New Year’s Eve Hits and Misses

I don’t like shopping.

Strange, I know, for a girl, but it’s true.

However, the morning of NYE, we woke up early to make our way to the Chatuchak market (pronounced “Jat-u-jak”, or “JJ” for short). The biggest market in Thailand, it’s rumored to have 15,000 individual vendors. Each colored section in the map below is supposed to feature vendors of a specific theme (textiles, antiques, clothing, etc.) – but as we walked the aisles it was evident that the sectioning was more a “loose suggestion” than strict zoning.

Now, this kind of shopping I like. In 5 hours, I did what it took most of you took all of December to do: I started and finished my Christmas shopping.

Give me good discount!

In Thailand, it is customary to haggle, and it is widely accepted. In America, haggling is sort of looked down upon, and is a tad bit shameful. However, Indians follow the same mindset as the as the Thais, so after years of careful observation of my mother, my grandmothers, and every other Indian woman I know, I quickly found my haggling groove.

Hunter and Brad, on the other hand, were far more likely to pay full price, and would often look to me when a price was stated, to see if I would think it was okay. I would promptly crinkle my nose, shake my head, suggest a lower number, and more often than not, the deal would be accepted. My mother would be proud.

*To be fair, Hunter and Brad eventually got into their own haggling groove as well, and we were well on our way to being a Baht-saving machine.

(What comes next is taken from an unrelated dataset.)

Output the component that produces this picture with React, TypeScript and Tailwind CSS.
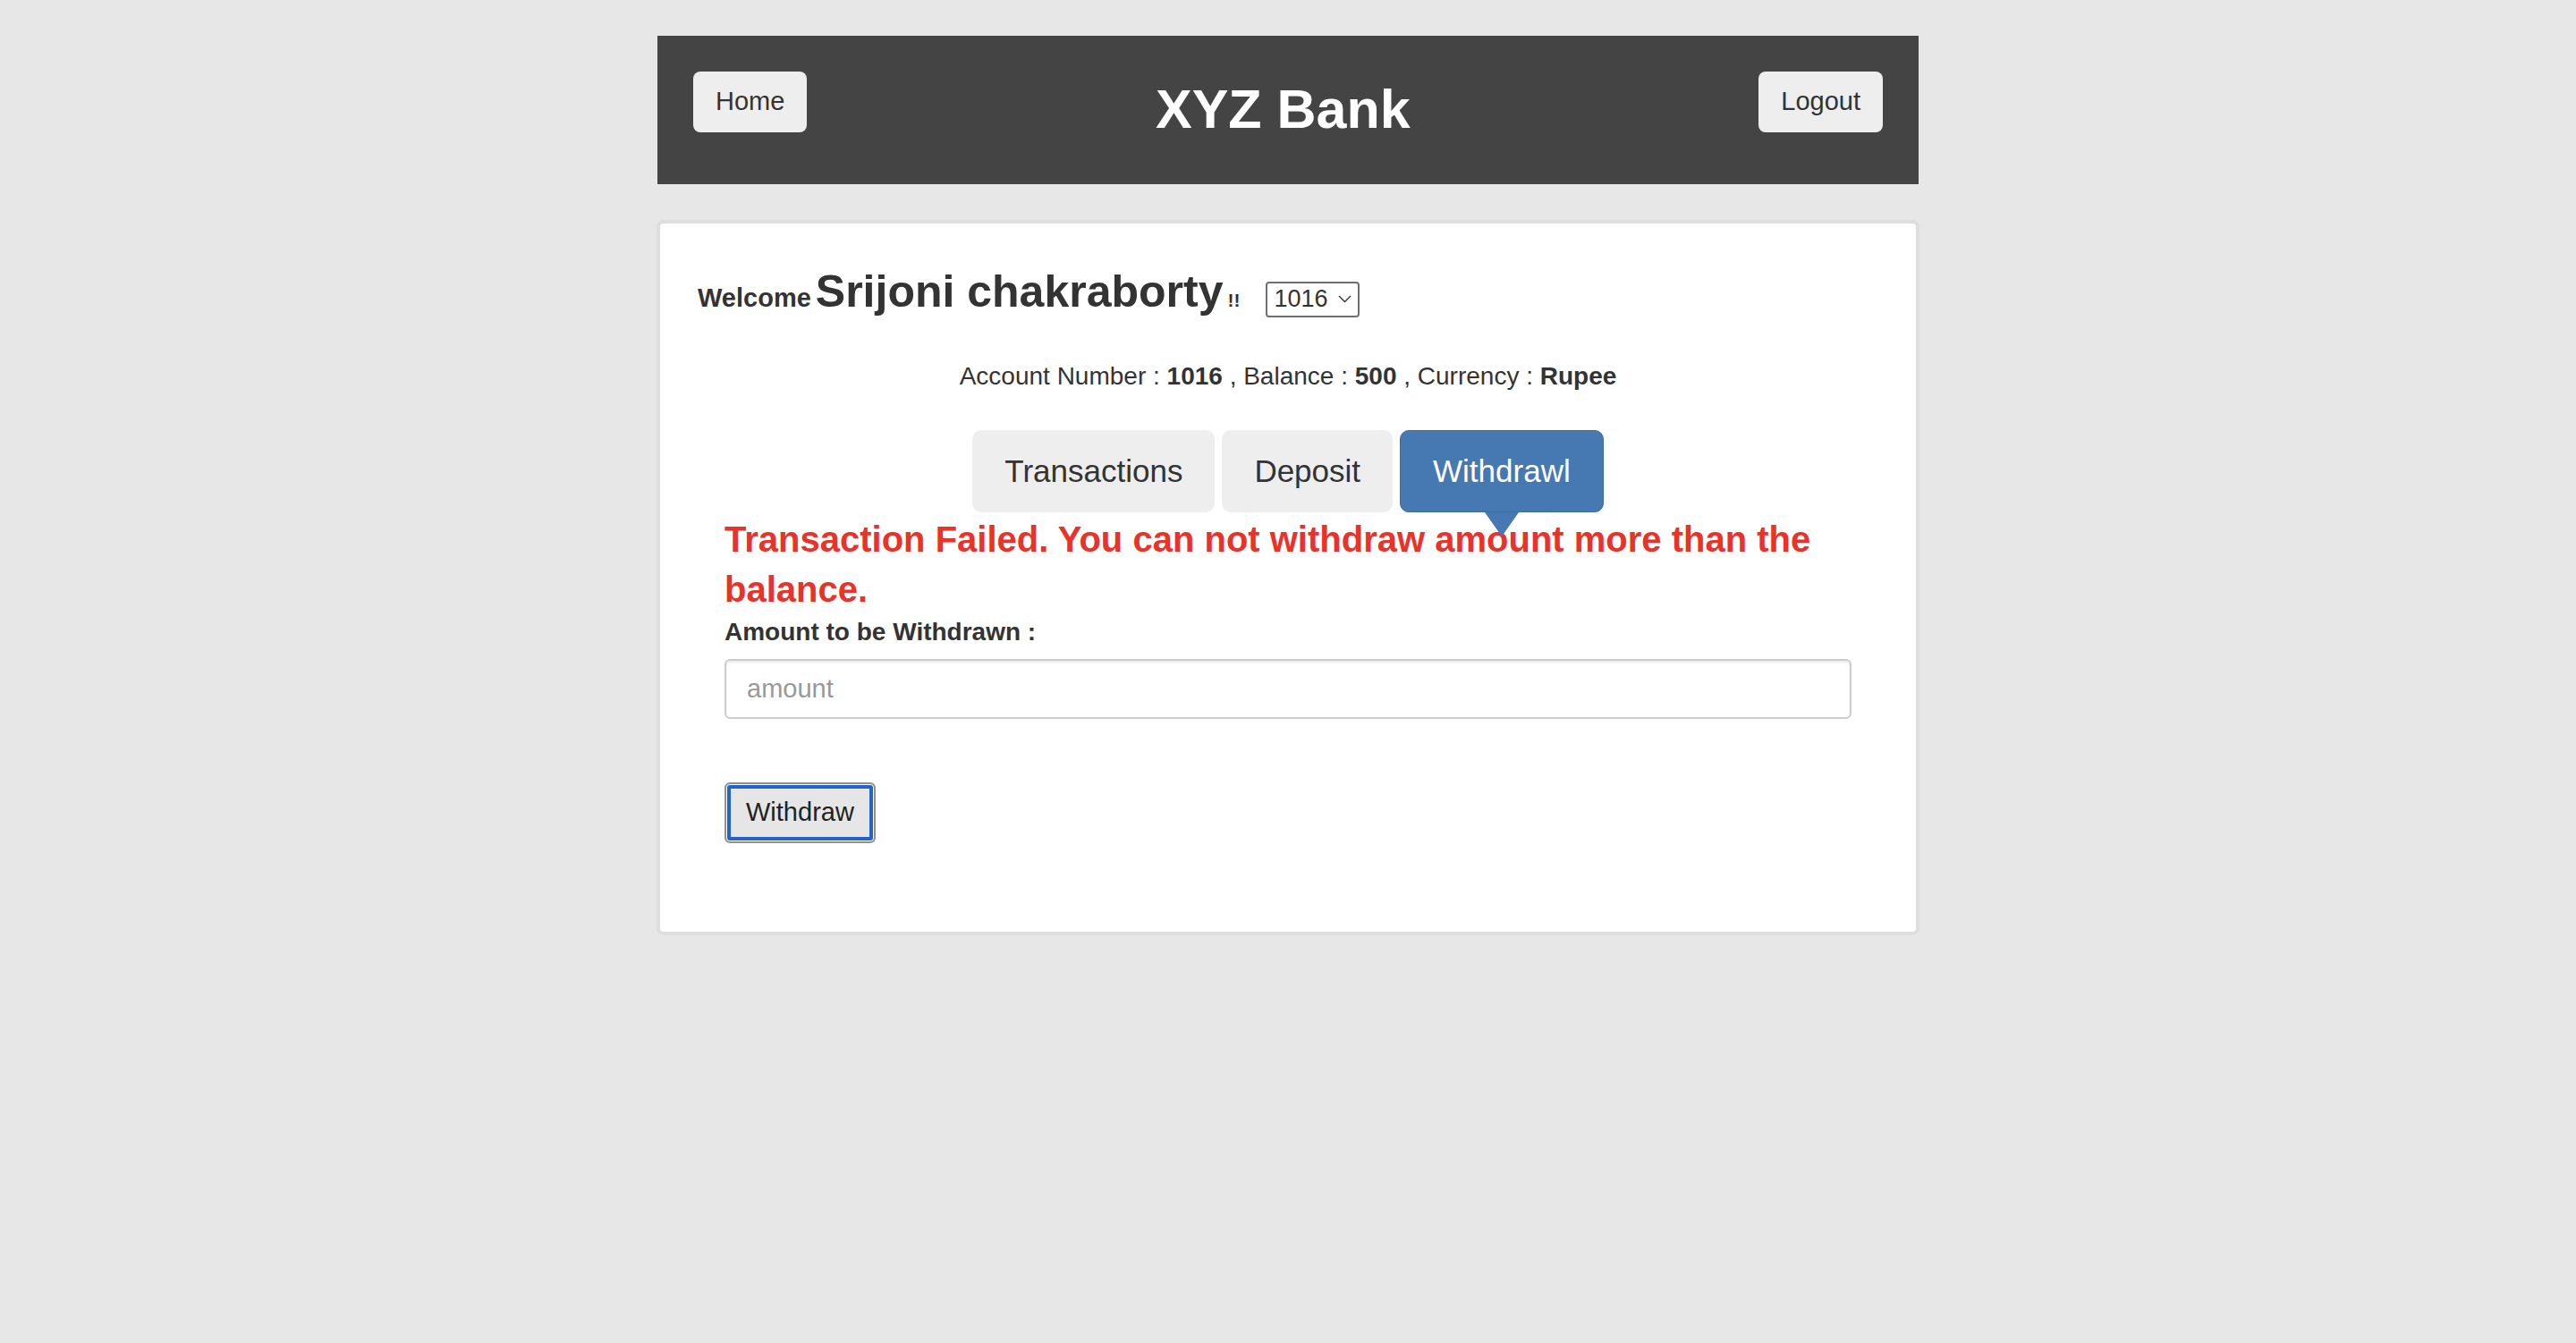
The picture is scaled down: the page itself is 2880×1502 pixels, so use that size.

Amidst all of the stalls, we found a lovely little bar tucked away between the antiques and books, and it was quite a little respite for our tired feet.

After getting back from JJ, we moved our clothes and bags over to our second hotel in Bangkok, the Conrad. Brad posted the room walkthrough of the Executive Deluxe Suite earlier – the room was truly amazing.

For New Years Eve dinner, we went to a 16-course meal at Gaggan, a “modernist” restaurant with Indian influences from its Indian chef/owner. Several of the dishes were terrific, including the Lobster with cognac cream and mustard sauce, and the two courses with black and white truffle soup accompaniments. Unfortunately, there were also a few misses. As Brad said, “There is NO REASON anyone could think that Scotch (Johnny Walker) can be made into an ice cream”.  Also, my mango mania “cocktail” did this:

By the time we finished dinner and got back to the hotel, it was about 10 till midnight.

We got back to the room, cracked open a couple of Leo Beers to share, and flipped on the TV to watch the countdown. Thailand’s Channel 3 carried the festivities from Pattaya, which is the biggest Thai countdown celebration. It was fairly similar to a lot of the American countdown television shows, with boy bands performing, etc., up until the countdown itself. Channel 3 played the countdown, then showed the AMAZING fireworks show there while Muzak-ing us into the new year. If you’re curious as to what this type of display looks like, you can link over here:

Outside our window, you could see a view all across the south of Bangkok. Fireworks were literally everywhere, with about 20 small and large displays all across the city. I’m a little girl when it comes to fireworks, so I was truly excited to see so many fireworks at one time from our 30th floor perch. Hope you all had Happy New Years!